Posted on 26th February, 2020

Looking at my sodden garden after the weekend of Storm Dennis, with overturned plant pots and a lawn strewn with dead wood and branches ripped from trees and shrubs, it’s hard to imagine that in just a few weeks nature will re-assert itself. But the signs are already there: a mistle thrush (known as the storm-cock in days gone by) is already singing into the wind at the top of a tree, a male blackbird is shoo-ing two other males away from his intended mate, and clumps of daffodils look pleasantly out of place in the untended grass.

 

It’s said that the total area of UK gardens is greater than the combined areas of all our nature reserves. Just think of West Farleigh – our gardens will more than equal the area of the Quarry Wood KWT reserve. Their potential, therefore, for making a difference to our fast-declining wildlife is huge. Whether they are ‘wild’ or aspire to ‘Best Kept Garden’ status our gardens’ capacity for helping wildlife is enormous, and no garden is too small.
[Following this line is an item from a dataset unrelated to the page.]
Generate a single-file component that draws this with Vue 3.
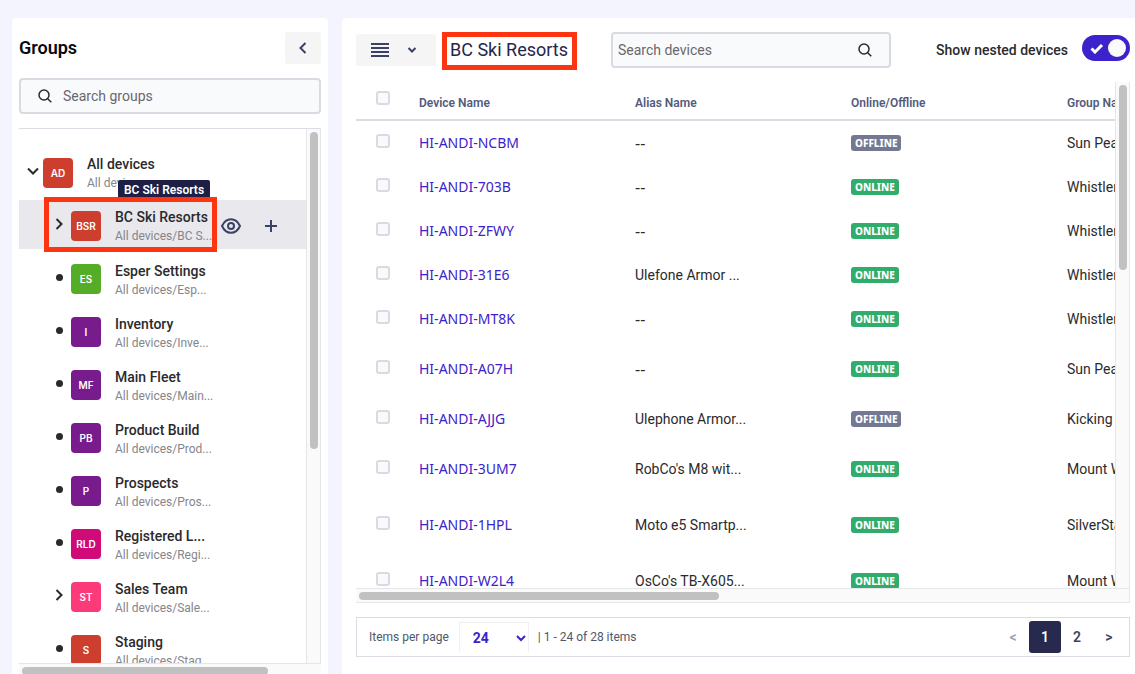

If we want nature’s big showy things we need its little things too: bugs - the small things that run the world!

 

Fortunately, bugs - insects, spiders, worms etc., everything from bacteria to bees in fact  - aren’t as fussy as us and are just as happy to set up home in a tidy garden as they are in an untidy one - if we let them. So there’s no reason why keen Farleigh gardeners can’t also play a part in helping boost nature with additional food and accommodation for these vital creatures.

 

No gardener will object to additional butterflies coming to nectar-rich flowers, be they native plants or exotic blooms from the garden centre. The inclusion of just a few modest native specimens, like ivy for example, will also feed a range of small creatures, often when the more ‘showy’ plants have finished.

 

Ivy bees (above) fertilize ivy flowers (and lots of others too).

Ivy berries last through the winter and feed lots of birds when food is short.

 

 

And small creatures will attract larger ones – hedgehogs, birds, bats and even jewel-like dragonflies if there is water nearby.

 

Kent Wildlife Trust offers practical help to people who want more wildlife in their garden (for garden, read: everything from small patio to a couple of acres) through their Wild About Gardens Scheme. They will visit and offer suggestions on the small things you can do to help widen your garden’s appeal to wildlife. And it’s free! Just contact

 

Maureen.Rainey@kentwildlife.org.uk  01622 357829

and ask, or visit their website:

www.kentwildlifetrust.org.uk

 

 

 

Having a garden alive with wildlife – be it birds, bees, bacteria or boletus mushrooms (they’ll grow on your lawn if you mow round them) - will help ‘West Farleigh In Bloom’ too. Plants and animals soon spill over fences and boundaries onto verges, and as there are plans to create ‘wildlife verges’ around the village it will work the other way too.